Single by Brad Paisley featuring Alabama

from the album This Is Country Music
- Released: March 14, 2011
- Recorded: 2010–2011
- Genre: Country, bluegrass
- Length: 5:02 (album version) 4:35 (without album outro); 4:12 (radio edit);
- Label: Arista Nashville
- Songwriters: Brad Paisley, Chris DuBois, Dave Turnbull, Randy Owen
- Producer: Frank Rogers

Brad Paisley singles chronology
| "This Is Country Music" (2010) | "Old Alabama" (2011) | "Remind Me" (2011) |

Alabama singles chronology
| "Are You Sure Hank Done It This Way" (2010) | "Old Alabama" (2011) | "Wasn't Through Lovin' You Yet" (2015) |

= Old Alabama =

"Old Alabama" is a song co-written and recorded by American country music singer Brad Paisley, featuring guest vocals from the band Alabama. It was released in March 2011 as second single from Paisley's 2011 album This Is Country Music.

==Content==
When writing the song, Paisley thought that the bridge to Alabama's 1982 single "Mountain Music" would fit well with the song. Instead of sampling that song, he asked band members Randy Owen, Jeff Cook and Teddy Gentry to join him in the studio and record a piece of it. Paisley wrote the song with Owen, Dave Turnbull and Chris DuBois.

"Old Alabama" incorporates into its lyrics the titles of several of Alabama's classic songs, including "Why Lady Why," "Tennessee River," "Feels So Right," "Love in the First Degree" and "Dixieland Delight." A man's illustration of his idea of spending time with a desirable woman on a Saturday night, the song references the names of Alabama songs that the couple are listening to on their way to an unnamed rendezvous. In the song's bridge, Owen, Cook and Gentry sing the bridge of "Mountain Music," in fact the same parts they did on their original 1982 hit. The song ends with a fiddle-heavy reprisal of "Old Alabama"'s refrain, which is musically in the vein of "Mountain Music."

==Critical reception==
Matt Bjorke of Roughstock rated the single three-and-a-half stars out of five, saying that the references to Alabama songs were "cleverly intertwined" and that the appearance of Alabama gave the song a "nostalgia" factor. Blake Boldt of Engine 145 thought that the tributes to the band Alabama were "admirable", but criticized the melody for sounding similar to his 2007 single "Online" and thought that it "leans heavily […] on song mentions and recycled production."

==Music video==
The music video was directed by Jim Shea and premiered in May 2011. The video features the group Alabama, showing clips from their previous music videos as Paisley is superimposed, along with appearances from NASCAR drivers, Darrell Waltrip, Jeff Gordon, and team owners Rick Hendrick and Kelley Earnhardt Miller. The video was filmed in and around Charlotte, North Carolina.

==Chart performance==
"Old Alabama" entered the Hot Country Songs charts at number 44 on the chart dated for the week ending March 26, 2011. It has since become Alabama's first new number one hit since "Reckless" in 1993. It is also the seventeenth number one for Paisley.

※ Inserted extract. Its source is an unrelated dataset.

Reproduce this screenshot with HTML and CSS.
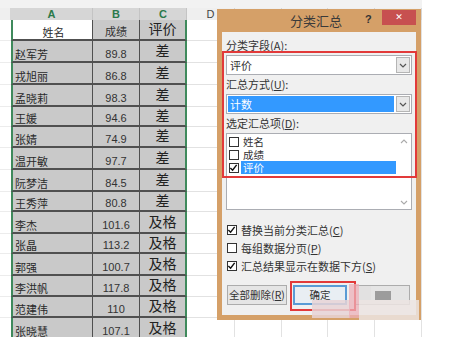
FILE: index.html
```html
<!DOCTYPE html>
<html lang="zh-CN">
<head>
  <meta charset="UTF-8">
  <title>分类汇总</title>
  <link rel="stylesheet" href="styles.css">
</head>
<body>
  <div class="sheet">
    <div class="topbar"></div>
    <div class="row head">
      <div class="w-stub"></div>
      <div class="w-a on">A</div>
      <div class="w-b on">B</div>
      <div class="w-c on">C</div>
      <div class="w-d">D</div>
      <div class="w-e"></div>
      <div class="w-f"></div>
      <div class="w-g"></div>
      <div class="w-h"></div>
    </div>

    <div class="row h21">
      <div class="w-stub stub"></div>
      <div class="w-a ca first"><span class="name title-cell">姓名</span></div>
      <div class="w-b cb"><span class="num">成绩</span></div>
      <div class="w-c cc"><span class="grade">评价</span></div>
      <div class="w-d blank"></div><div class="w-e blank"></div><div class="w-f blank"></div><div class="w-g blank"></div><div class="w-h blank"></div>
    </div>
    <div class="row h22">
      <div class="w-stub stub"></div>
      <div class="w-a ca"><span class="name">赵军芳</span></div>
      <div class="w-b cb"><span class="num">89.8</span></div>
      <div class="w-c cc"><span class="grade">差</span></div>
      <div class="w-d blank"></div><div class="w-e blank"></div><div class="w-f blank"></div><div class="w-g blank"></div><div class="w-h blank"></div>
    </div>
    <div class="row h22">
      <div class="w-stub stub"></div>
      <div class="w-a ca"><span class="name">戎旭丽</span></div>
      <div class="w-b cb"><span class="num">86.8</span></div>
      <div class="w-c cc"><span class="grade">差</span></div>
      <div class="w-d blank"></div><div class="w-e blank"></div><div class="w-f blank"></div><div class="w-g blank"></div><div class="w-h blank"></div>
    </div>
    <div class="row h22">
      <div class="w-stub stub"></div>
      <div class="w-a ca"><span class="name">孟晓莉</span></div>
      <div class="w-b cb"><span class="num">98.3</span></div>
      <div class="w-c cc"><span class="grade">差</span></div>
      <div class="w-d blank"></div><div class="w-e blank"></div><div class="w-f blank"></div><div class="w-g blank"></div><div class="w-h blank"></div>
    </div>
    <div class="row h20">
      <div class="w-stub stub"></div>
      <div class="w-a ca"><span class="name">王媛</span></div>
      <div class="w-b cb"><span class="num">94.6</span></div>
      <div class="w-c cc"><span class="grade">差</span></div>
      <div class="w-d blank"></div><div class="w-e blank"></div><div class="w-f blank"></div><div class="w-g blank"></div><div class="w-h blank"></div>
    </div>
    <div class="row h21">
      <div class="w-stub stub"></div>
      <div class="w-a ca"><span class="name">张婧</span></div>
      <div class="w-b cb"><span class="num">74.9</span></div>
      <div class="w-c cc"><span class="grade">差</span></div>
      <div class="w-d blank"></div><div class="w-e blank"></div><div class="w-f blank"></div><div class="w-g blank"></div><div class="w-h blank"></div>
    </div>
    <div class="row h22">
      <div class="w-stub stub"></div>
      <div class="w-a ca"><span class="name">温开敏</span></div>
      <div class="w-b cb"><span class="num">97.7</span></div>
      <div class="w-c cc"><span class="grade">差</span></div>
      <div class="w-d blank"></div><div class="w-e blank"></div><div class="w-f blank"></div><div class="w-g blank"></div><div class="w-h blank"></div>
    </div>
    <div class="row h22">
      <div class="w-stub stub"></div>
      <div class="w-a ca"><span class="name">阮梦洁</span></div>
      <div class="w-b cb"><span class="num">84.5</span></div>
      <div class="w-c cc"><span class="grade">差</span></div>
      <div class="w-d blank"></div><div class="w-e blank"></div><div class="w-f blank"></div><div class="w-g blank"></div><div class="w-h blank"></div>
    </div>
    <div class="row h20">
      <div class="w-stub stub"></div>
      <div class="w-a ca"><span class="name">王秀萍</span></div>
      <div class="w-b cb"><span class="num">80.8</span></div>
      <div class="w-c cc"><span class="grade">差</span></div>
      <div class="w-d blank"></div><div class="w-e blank"></div><div class="w-f blank"></div><div class="w-g blank"></div><div class="w-h blank"></div>
    </div>
    <div class="row h22">
      <div class="w-stub stub"></div>
      <div class="w-a ca"><span class="name">李杰</span></div>
      <div class="w-b cb"><span class="num">101.6</span></div>
      <div class="w-c cc"><span class="grade">及格</span></div>
      <div class="w-d blank"></div><div class="w-e blank"></div><div class="w-f blank"></div><div class="w-g blank"></div><div class="w-h blank"></div>
    </div>
    <div class="row h20">
      <div class="w-stub stub"></div>
      <div class="w-a ca"><span class="name">张晶</span></div>
      <div class="w-b cb"><span class="num">113.2</span></div>
      <div class="w-c cc"><span class="grade">及格</span></div>
      <div class="w-d blank"></div><div class="w-e blank"></div><div class="w-f blank"></div><div class="w-g blank"></div><div class="w-h blank"></div>
    </div>
    <div class="row h22">
      <div class="w-stub stub"></div>
      <div class="w-a ca"><span class="name">郭强</span></div>
      <div class="w-b cb"><span class="num">100.7</span></div>
      <div class="w-c cc"><span class="grade">及格</span></div>
      <div class="w-d blank"></div><div class="w-e blank"></div><div class="w-f blank"></div><div class="w-g blank"></div><div class="w-h blank"></div>
    </div>
    <div class="row h21">
      <div class="w-stub stub"></div>
      <div class="w-a ca"><span class="name">李洪帆</span></div>
      <div class="w-b cb"><span class="num">117.8</span></div>
      <div class="w-c cc"><span class="grade">及格</span></div>
      <div class="w-d blank"></div><div class="w-e blank"></div><div class="w-f blank"></div><div class="w-g blank"></div><div class="w-h blank"></div>
    </div>
    <div class="row h21">
      <div class="w-stub stub"></div>
      <div class="w-a ca"><span class="name">范建伟</span></div>
      <div class="w-b cb"><span class="num">110</span></div>
      <div class="w-c cc"><span class="grade">及格</span></div>
      <div class="w-d blank"></div><div class="w-e blank"></div><div class="w-f blank"></div><div class="w-g blank"></div><div class="w-h blank"></div>
    </div>
    <div class="row h22">
      <div class="w-stub stub"></div>
      <div class="w-a ca"><span class="name">张晓慧</span></div>
      <div class="w-b cb"><span class="num">107.1</span></div>
      <div class="w-c cc"><span class="grade">及格</span></div>
      <div class="w-d blank"></div><div class="w-e blank"></div><div class="w-f blank"></div><div class="w-g blank"></div><div class="w-h blank"></div>
    </div>
  </div>

  <!-- 分类汇总对话框 -->
  <div class="dialog">
    <div class="titlebar">
      <span class="title">分类汇总</span>
      <span class="help">?</span>
      <span class="close">&#x2715;</span>
    </div>
    <div class="panel">
      <div class="label">分类字段(<u>A</u>):</div>
      <div class="combo">
        <span class="combo-text">评价</span>
        <span class="combo-btn"><svg width="8" height="5" viewBox="0 0 8 5"><path d="M1 1 L4 4 L7 1" fill="none" stroke="#555" stroke-width="1.2"/></svg></span>
      </div>
      <div class="label">汇总方式(<u>U</u>):</div>
      <div class="combo">
        <span class="combo-text chosen">计数</span>
        <span class="combo-btn"><svg width="8" height="5" viewBox="0 0 8 5"><path d="M1 1 L4 4 L7 1" fill="none" stroke="#555" stroke-width="1.2"/></svg></span>
      </div>
      <div class="label">选定汇总项(<u>D</u>):</div>
      <div class="listbox">
        <div class="items">
          <div class="item"><i class="box"></i><span class="item-text">姓名</span></div>
          <div class="item"><i class="box"></i><span class="item-text">成绩</span></div>
          <div class="item"><i class="box checked"><svg width="10" height="10" viewBox="0 0 10 10"><path d="M1.5 5 L4 7.5 L8.5 1.5" fill="none" stroke="#111" stroke-width="1.6"/></svg></i><span class="item-text picked">评价</span></div>
        </div>
        <div class="scroll">
          <svg width="8" height="5" viewBox="0 0 8 5"><path d="M1 4 L4 1 L7 4" fill="none" stroke="#aaa" stroke-width="1.1"/></svg>
          <svg width="8" height="5" viewBox="0 0 8 5"><path d="M1 1 L4 4 L7 1" fill="none" stroke="#aaa" stroke-width="1.1"/></svg>
        </div>
      </div>
      <div class="options">
        <div class="opt"><i class="box checked"><svg width="10" height="10" viewBox="0 0 10 10"><path d="M1.5 5 L4 7.5 L8.5 1.5" fill="none" stroke="#111" stroke-width="1.6"/></svg></i>替换当前分类汇总(<u>C</u>)</div>
        <div class="opt"><i class="box"></i>每组数据分页(<u>P</u>)</div>
        <div class="opt"><i class="box checked"><svg width="10" height="10" viewBox="0 0 10 10"><path d="M1.5 5 L4 7.5 L8.5 1.5" fill="none" stroke="#111" stroke-width="1.6"/></svg></i>汇总结果显示在数据下方(<u>S</u>)</div>
      </div>
      <div class="buttons">
        <button class="btn wide">全部删除(<u>R</u>)</button>
        <button class="btn ok">确定</button>
        <button class="btn cancel"><span class="blurred"></span></button>
      </div>
      <!-- 红色标注框 -->
      <div class="mark mark-fields"></div>
      <div class="mark mark-ok"></div>
    </div>
  </div>

  <!-- 水印马赛克 -->
  <div class="mosaic">
    <span class="m1"></span>
    <span class="m2"></span>
    <span class="m3"></span>
    <span class="m4"></span>
  </div>
</body>
</html>
```

FILE: styles.css
```css
* {
  margin: 0;
  padding: 0;
  box-sizing: border-box;
}
body {
  width: 457px;
  height: 337px;
  overflow: hidden;
  position: relative;
  background: #fff;
  font-family: "Noto Sans CJK SC", "Liberation Sans", sans-serif;
  color: #2a2a2a;
}

/* 表格区域 */
.sheet {
  width: 422px;
}
.topbar {
  height: 8px;
  background: #f2f2f2;
}
.row {
  display: flex;
}
.row > div {
  flex: none;
}
.w-stub { width: 11px; }
.w-a { width: 82px; }
.w-b { width: 47px; }
.w-c { width: 47px; }
.w-d { width: 48px; }
.w-e { width: 47px; }
.w-f { width: 46px; }
.w-g { width: 47px; }
.w-h { width: 47px; }

.h20 { height: 20px; }
.h21 { height: 21px; }
.h22 { height: 22px; }

.head {
  height: 12px;
  background: #efefef;
  font: 11px/12px "Liberation Sans", sans-serif;
}
.head > div {
  text-align: center;
  color: #444;
  border-right: 1px solid #d6d6d6;
}
.head .on {
  background: #d6d6d6;
  color: #2b7a4b;
  font-weight: bold;
  border-right-color: #c4c4c4;
}

.stub {
  border-bottom: 1px solid #ececec;
}
.blank {
  border-bottom: 1px solid #e2e2e2;
  border-right: 1px solid #e2e2e2;
}
.ca, .cb, .cc {
  display: flex;
  background: #c9c9c9;
  border-bottom: 2px solid #505050;
}
.ca {
  align-items: flex-end;
  border-left: 2px solid #3f8a5c;
  border-right: 1px solid #505050;
  padding-left: 2px;
}
.ca.first {
  background: #fff;
  justify-content: center;
}
.cb {
  align-items: flex-end;
  justify-content: center;
  border-right: 1px solid #505050;
}
.cc {
  align-items: center;
  justify-content: center;
  border-right: 2px solid #3f8a5c;
  padding-bottom: 3px;
}
.name {
  font-size: 11px;
  line-height: 13px;
}
.num {
  font: 11px/13px "Liberation Sans", "Noto Sans CJK SC", sans-serif;
  color: #333;
}
.grade {
  font-size: 14px;
  line-height: 16px;
  color: #222;
}

/* 对话框 */
.dialog {
  position: absolute;
  left: 217px;
  top: 9px;
  width: 204px;
  height: 311px;
  background: #d5a068;
  font-size: 11px;
  color: #333;
}
.titlebar {
  height: 23px;
  display: flex;
  align-items: flex-start;
}
.title {
  flex: 1;
  text-align: center;
  padding-left: 50px;
  font-size: 13px;
  line-height: 23px;
  color: #3a3a3a;
}
.help {
  width: 12px;
  margin-top: 4px;
  margin-right: 5px;
  font: bold 11px/12px "Liberation Sans", sans-serif;
  color: #333;
}
.close {
  width: 34px;
  height: 15px;
  margin-top: 1px;
  margin-right: 5px;
  background: #c75050;
  color: #fff;
  font: bold 9px/15px "DejaVu Sans", sans-serif;
  text-align: center;
}
.panel {
  position: relative;
  height: 283px;
  margin: 0 5px;
  padding: 0 4px;
  background: #f0f0f0;
  display: flex;
  flex-direction: column;
}
.label {
  height: 13px;
  line-height: 13px;
  margin-top: 3px;
}
.label:first-child {
  margin-top: 7px;
}
.combo {
  height: 20px;
  margin-top: 3px;
  display: flex;
  align-items: center;
  padding: 1px;
  background: #fff;
  border: 1px solid #abadb3;
}
.combo-text {
  flex: 1;
  height: 16px;
  line-height: 16px;
  padding-left: 2px;
}
.combo-text.chosen {
  background: #3399ff;
  color: #fff;
}
.combo-btn {
  width: 14px;
  height: 16px;
  margin-left: 2px;
  display: flex;
  align-items: center;
  justify-content: center;
  background: #e8e8e8;
  border: 1px solid #b5b5b5;
}
.listbox {
  height: 77px;
  margin-top: 3px;
  display: flex;
  background: #fff;
  border: 1px solid #abadb3;
}
.items {
  flex: 1;
  padding: 1px 0 0 2px;
}
.item {
  height: 13px;
  display: flex;
  align-items: center;
  overflow: hidden;
}
.item-text {
  flex: 1;
  height: 13px;
  font-size: 10.5px;
  line-height: 13px;
  padding-left: 2px;
}
.item-text.picked {
  background: #3399ff;
  color: #fff;
}
.scroll {
  width: 15px;
  display: flex;
  flex-direction: column;
  justify-content: space-between;
  align-items: center;
  padding: 5px 0 4px;
}
.box {
  flex: none;
  width: 10px;
  height: 10px;
  display: inline-flex;
  background: #fff;
  border: 1px solid #333;
  margin-right: 2px;
}
.box svg {
  margin: -1px 0 0 -1px;
}
.options {
  margin-top: 11px;
}
.opt {
  height: 18px;
  display: flex;
  align-items: center;
  padding-left: 1px;
  white-space: nowrap;
}
.opt .box {
  margin-right: 4px;
}
.buttons {
  margin-top: 10px;
  display: flex;
  gap: 6px;
  padding-left: 1px;
}
.btn {
  height: 20px;
  padding: 0;
  white-space: nowrap;
  font: 10.5px/18px "Noto Sans CJK SC", sans-serif;
  color: #333;
  background: #e5e5e5;
  border: 1px solid #acacac;
}
.btn.wide {
  width: 60px;
}
.btn.ok {
  width: 54px;
  background: #e9eef3;
  border: 2px solid #5a9bd5;
  line-height: 16px;
}
.btn.cancel {
  width: 55px;
  margin-left: 2px;
  display: flex;
  align-items: center;
  justify-content: center;
}
.blurred {
  width: 16px;
  height: 9px;
  background: #9c9c9c;
}
.mark {
  position: absolute;
  border: 2px solid #e23a3a;
}
.mark-fields {
  left: 0;
  top: 19px;
  width: 195px;
  height: 127px;
}
.mark-ok {
  left: 68px;
  top: 249px;
  width: 66px;
  height: 30px;
}

/* 水印 */
.mosaic span {
  position: absolute;
  display: block;
}
.mosaic .m1 {
  left: 312px; top: 300px; width: 38px; height: 18px;
  background: rgba(232, 212, 214, 0.85);
}
.mosaic .m2 {
  left: 349px; top: 284px; width: 10px; height: 34px;
  background: rgba(236, 176, 184, 0.75);
}
.mosaic .m3 {
  left: 359px; top: 300px; width: 60px; height: 20px;
  background: rgba(236, 228, 226, 0.85);
}
.mosaic .m4 {
  left: 359px; top: 286px; width: 12px; height: 14px;
  background: rgba(226, 224, 224, 0.85);
}
```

| Chart (2011) | Peak position |
|---|---|
| Canada Country (Billboard) | 1 |
| Canada Hot 100 (Billboard) | 41 |
| US Billboard Hot 100 | 38 |
| US Hot Country Songs (Billboard) | 1 |

===Year-end charts===

| Chart (2011) | Position |
|---|---|
| US Country Songs (Billboard) | 41 |

==Certifications==

| Region | Certification | Certified units/sales |
| United States (RIAA) | Platinum | 1,000,000^{‡} |
^{‡} Sales+streaming figures based on certification alone.